Last Friday Time correspondent Elaine Shannon interviewed Janet Reno in the office at the Justice Department:
Q. Were you urged to tone down your remarks during confirmation to be more politically acceptable to the middle?
A. A lot of people had different advice on how I should handle confirmation hearings, and I said basically that I had to be myself. I talked about the things I cared about.
Q. Some mid-level people at the White House have been criticizing you privately about being too liberal.
A. Those kids are so eager, and they like to talk in labels. But they haven't been involved in prosecutor's offices and worked on the streets, and understood how you have to have enough prison cells to punish people for the length of time the judges are sentencing them, and develop alternative sanctions as well.
Q. They say you shouldn't have brought up your criticism of mandatory sentencing so early, because that is viewed as soft on crime.

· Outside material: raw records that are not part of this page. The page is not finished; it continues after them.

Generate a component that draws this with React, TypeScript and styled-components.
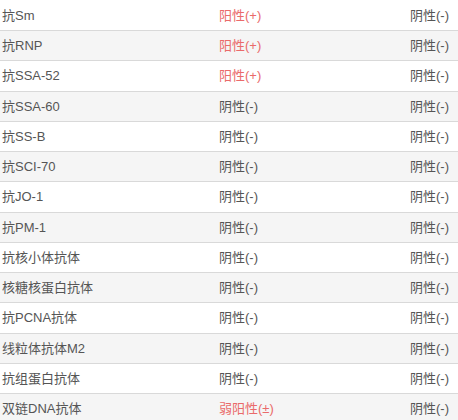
import styled, { createGlobalStyle } from 'styled-components';

type Result = { text: string; positive?: boolean };

const rows: { name: string; mid: Result; ref: Result }[] = [
  { name: '抗Sm', mid: { text: '阳性(+)', positive: true }, ref: { text: '阴性(-)' } },
  { name: '抗RNP', mid: { text: '阳性(+)', positive: true }, ref: { text: '阴性(-)' } },
  { name: '抗SSA-52', mid: { text: '阳性(+)', positive: true }, ref: { text: '阴性(-)' } },
  { name: '抗SSA-60', mid: { text: '阴性(-)' }, ref: { text: '阴性(-)' } },
  { name: '抗SS-B', mid: { text: '阴性(-)' }, ref: { text: '阴性(-)' } },
  { name: '抗SCI-70', mid: { text: '阴性(-)' }, ref: { text: '阴性(-)' } },
  { name: '抗JO-1', mid: { text: '阴性(-)' }, ref: { text: '阴性(-)' } },
  { name: '抗PM-1', mid: { text: '阴性(-)' }, ref: { text: '阴性(-)' } },
  { name: '抗核小体抗体', mid: { text: '阴性(-)' }, ref: { text: '阴性(-)' } },
  { name: '核糖核蛋白抗体', mid: { text: '阴性(-)' }, ref: { text: '阴性(-)' } },
  { name: '抗PCNA抗体', mid: { text: '阴性(-)' }, ref: { text: '阴性(-)' } },
  { name: '线粒体抗体M2', mid: { text: '阴性(-)' }, ref: { text: '阴性(-)' } },
  { name: '抗组蛋白抗体', mid: { text: '阴性(-)' }, ref: { text: '阴性(-)' } },
  { name: '双链DNA抗体', mid: { text: '弱阳性(±)', positive: true }, ref: { text: '阴性(-)' } },
];

const GlobalStyle = createGlobalStyle`
  html, body {
    margin: 0;
    padding: 0;
    background: #fff;
  }
  body {
    font-family: "Liberation Sans", "Noto Sans CJK SC", sans-serif;
  }
`;

const App = () => (
  <>
    <GlobalStyle />
    <Table>
      {rows.map((r, i) => (
        <Row key={r.name} $striped={i % 2 === 1}>
          <Cell>{r.name}</Cell>
          <Cell $positive={r.mid.positive}>{r.mid.text}</Cell>
          <RightCell $positive={r.ref.positive}>{r.ref.text}</RightCell>
        </Row>
      ))}
    </Table>
  </>
);

const Table = styled.div`
  width: 458px;
  display: flex;
  flex-direction: column;
`;

const Row = styled.div<{ $striped: boolean }>`
  display: grid;
  grid-template-columns: 217px 1fr auto;
  align-items: center;
  box-sizing: border-box;
  height: 30.25px;
  padding: 0 9px 2px 2px;
  background: ${(p) => (p.$striped ? '#f5f5f5' : '#fff')};
  border-top: 1px solid #d9d9d9;

  &:first-child {
    height: 30px;
    border-top: none;
  }
`;

const Cell = styled.div<{ $positive?: boolean }>`
  font-size: 13px;
  color: ${(p) => (p.$positive ? '#ea6a6a' : '#555')};
  white-space: nowrap;
`;

const RightCell = styled(Cell)`
  text-align: right;
`;

export default App;
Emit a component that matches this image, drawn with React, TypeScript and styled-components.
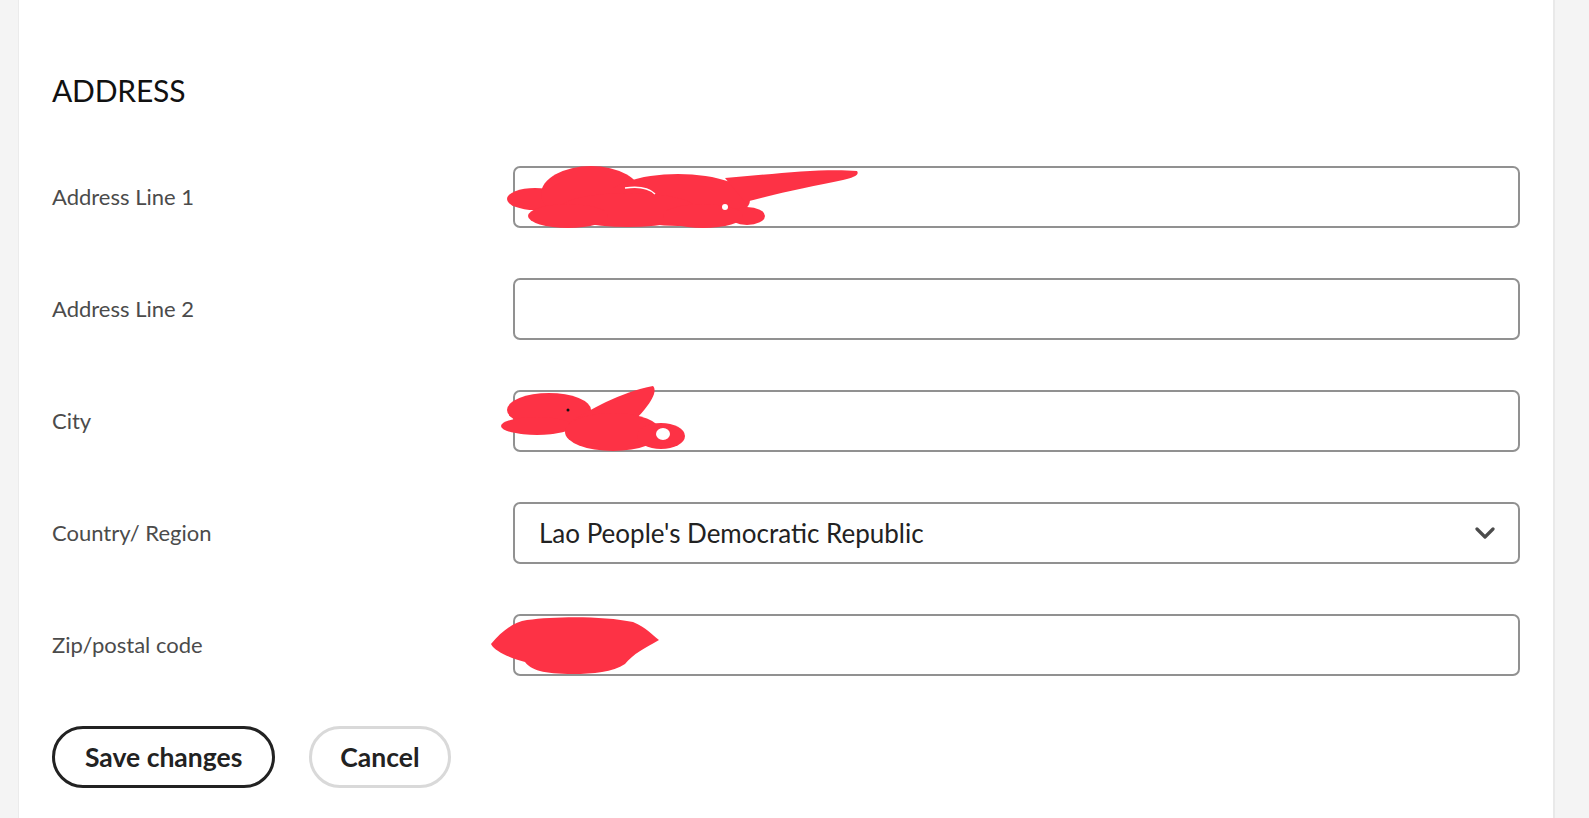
import React from "react";
import styled, { createGlobalStyle } from "styled-components";

const GlobalStyle = createGlobalStyle`
  html, body {
    margin: 0;
    padding: 0;
    background: #f4f4f4;
  }
  body {
    font-family: Lato, "Open Sans", "Liberation Sans", sans-serif;
    overflow: hidden;
  }
  * { box-sizing: border-box; }
`;

const Page = styled.div`
  min-height: 818px;
  padding-left: 18px;
  display: flex;
`;

const Card = styled.section`
  width: 1537px;
  min-height: 818px;
  background: #ffffff;
  border-left: 1px solid #ebebeb;
  border-right: 2px solid #e9e9e9;
  padding: 72px 33px 0 33px;
`;

const Heading = styled.h2`
  margin: 0 0 58px 0;
  font-size: 30px;
  line-height: 36px;
  font-weight: 400;
  color: #111111;
  letter-spacing: -0.2px;
`;

const Form = styled.form`
  display: flex;
  flex-direction: column;
  gap: 50px;
`;

const Row = styled.div`
  display: grid;
  grid-template-columns: 461px 1fr;
  align-items: center;
`;

const Label = styled.label`
  font-size: 22px;
  color: #4b4b4b;
  line-height: 26px;
`;

const Field = styled.div`
  position: relative;
  height: 62px;
`;

const TextInput = styled.input`
  width: 100%;
  height: 62px;
  border: 2px solid #919191;
  border-radius: 7px;
  background: #fff;
  padding: 0 24px;
  font-family: inherit;
  font-size: 26px;
  color: #222;
  outline: none;
`;

const Select = styled.select`
  appearance: none;
  -webkit-appearance: none;
  width: 100%;
  height: 62px;
  border: 2px solid #919191;
  border-radius: 7px;
  background: #fff;
  padding: 0 60px 0 24px;
  font-family: inherit;
  font-size: 26px;
  color: #222;
  outline: none;
`;

const Chevron = styled.svg`
  position: absolute;
  right: 25px;
  top: 25px;
  width: 20px;
  height: 13px;
  pointer-events: none;
`;

const Scribble = styled.svg`
  position: absolute;
  left: 0;
  top: 0;
  width: 1px;
  height: 1px;
  overflow: visible;
  pointer-events: none;
`;

const Buttons = styled.div`
  display: flex;
  gap: 34px;
  margin-top: 50px;
`;

const Pill = styled.button<{ $variant: "primary" | "secondary" }>`
  height: 62px;
  padding: 0 ${(p) => (p.$variant === "primary" ? "30px" : "28px")};
  border-radius: 31px;
  border: 3px solid ${(p) => (p.$variant === "primary" ? "#222222" : "#d9d9d9")};
  background: #fff;
  font-family: inherit;
  font-size: 26.5px;
  font-weight: 700;
  color: #222222;
  cursor: pointer;
`;

const RED = "#fd3245";

const Redact1 = () => (
  <Scribble>
    <g fill={RED}>
      <ellipse cx="22" cy="33" rx="28" ry="11" />
      <ellipse cx="78" cy="28" rx="50" ry="28" />
      <ellipse cx="165" cy="34" rx="72" ry="26" />
      <ellipse cx="115" cy="44" rx="70" ry="17" />
      <path d="M212 12 C260 8 310 2 344 5 C347 9 340 12 330 14 C300 20 262 28 232 36 Z" />
      <ellipse cx="234" cy="50" rx="18" ry="9" />
      <ellipse cx="55" cy="50" rx="40" ry="12" />
      <ellipse cx="190" cy="50" rx="40" ry="12" />
    </g>
    <path d="M112 22 C126 20 136 22 142 28" stroke="#fff" strokeWidth="1.5" fill="none" />
    <circle cx="212" cy="41" r="3" fill="#fff" />
  </Scribble>
);

const Redact2 = () => (
  <Scribble>
    <g fill={RED}>
      <ellipse cx="36" cy="20" rx="42" ry="17" />
      <ellipse cx="24" cy="36" rx="36" ry="9" />
      <path d="M55 34 C75 20 108 2 140 -4 C146 2 134 18 122 30 C104 40 78 42 55 34 Z" />
      <ellipse cx="100" cy="42" rx="48" ry="19" />
      <ellipse cx="148" cy="46" rx="24" ry="13" />
    </g>
    <ellipse cx="150" cy="44" rx="7" ry="6" fill="#fff" />
    <circle cx="55" cy="20" r="1.5" fill="#111" />
  </Scribble>
);

const Redact3 = () => (
  <Scribble>
    <g fill={RED}>
      <path d="M-22 30 C-12 18 0 8 14 6 C44 2 92 2 120 8 C134 14 138 20 146 26 C132 34 120 40 112 50 C100 58 80 60 60 60 C30 60 18 56 12 48 C-2 44 -18 38 -22 30 Z" />
    </g>
  </Scribble>
);

export default function App() {
  return (
    <>
      <GlobalStyle />
      <Page>
        <Card>
          <Heading>ADDRESS</Heading>
          <Form onSubmit={(e) => e.preventDefault()}>
            <Row>
              <Label htmlFor="a1">Address Line 1</Label>
              <Field>
                <TextInput id="a1" defaultValue="" />
                <Redact1 />
              </Field>
            </Row>
            <Row>
              <Label htmlFor="a2">Address Line 2</Label>
              <Field>
                <TextInput id="a2" defaultValue="" />
              </Field>
            </Row>
            <Row>
              <Label htmlFor="city">City</Label>
              <Field>
                <TextInput id="city" defaultValue="" />
                <Redact2 />
              </Field>
            </Row>
            <Row>
              <Label htmlFor="country">Country/ Region</Label>
              <Field>
                <Select id="country" defaultValue="LA">
                  <option value="LA">Lao People's Democratic Republic</option>
                </Select>
                <Chevron viewBox="0 0 20 13">
                  <path d="M2 2 L10 10 L18 2" stroke="#4b4b4b" strokeWidth="3.2" fill="none" strokeLinecap="round" strokeLinejoin="round" />
                </Chevron>
              </Field>
            </Row>
            <Row>
              <Label htmlFor="zip">Zip/postal code</Label>
              <Field>
                <TextInput id="zip" defaultValue="" />
                <Redact3 />
              </Field>
            </Row>
          </Form>
          <Buttons>
            <Pill type="button" $variant="primary">Save changes</Pill>
            <Pill type="button" $variant="secondary">Cancel</Pill>
          </Buttons>
        </Card>
      </Page>
    </>
  );
}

A. What we're faced with in America now is that the dangerous offenders are getting out because other offenders are in ((prison)) on minimum mandatories for nonviolent offenses. What we all have to do is use our prison cells to house the truly dangerous offenders, the major traffickers, the major distributors. In other words, we need to have a punishment that fits the crime. We've got to have alternative sentences. We've got to explore preventative programs.
Q. Are you trying to build a consensus on this? Is that why you're making so many speeches?
A. One of the things I tried to do as state attorney was to be accessible, not to be remote, not to close my door. I think it's important that people feel that the Attorney General can be accessible to them so that she knows what's happening on the streets of America and not just what's happening in the halls of the Department of Justice.
Q. You advised your Justice employees not to be demagogic. Do you think there's been too much demagoguery on the drug issue?
A. I think it's important that we look not with labels, not with shorthand terms, not with partisan politics but with good, hard-nosed common sense, that we make sure we fund what we think can work so that we don't do it halfway.
Q. How much clout are you having on appointments?
A. I'm having a lot of clout.
Q. Some people have said that ((informal Clinton adviser)) Susan Thomases or Hillary Clinton seems to have chosen a lot of the appointments.
A. When I was nominated, I was told that the White House had some people they wanted in position. I said, "Well, I'm not going to be able to live with that if I don't particularly care for somebody or if I want somebody." They said, "We'll work it out." And I've been entirely satisfied ever since. I'm not trying to do anything except give the President the best advice I can give him. So far, he's been very receptive to it.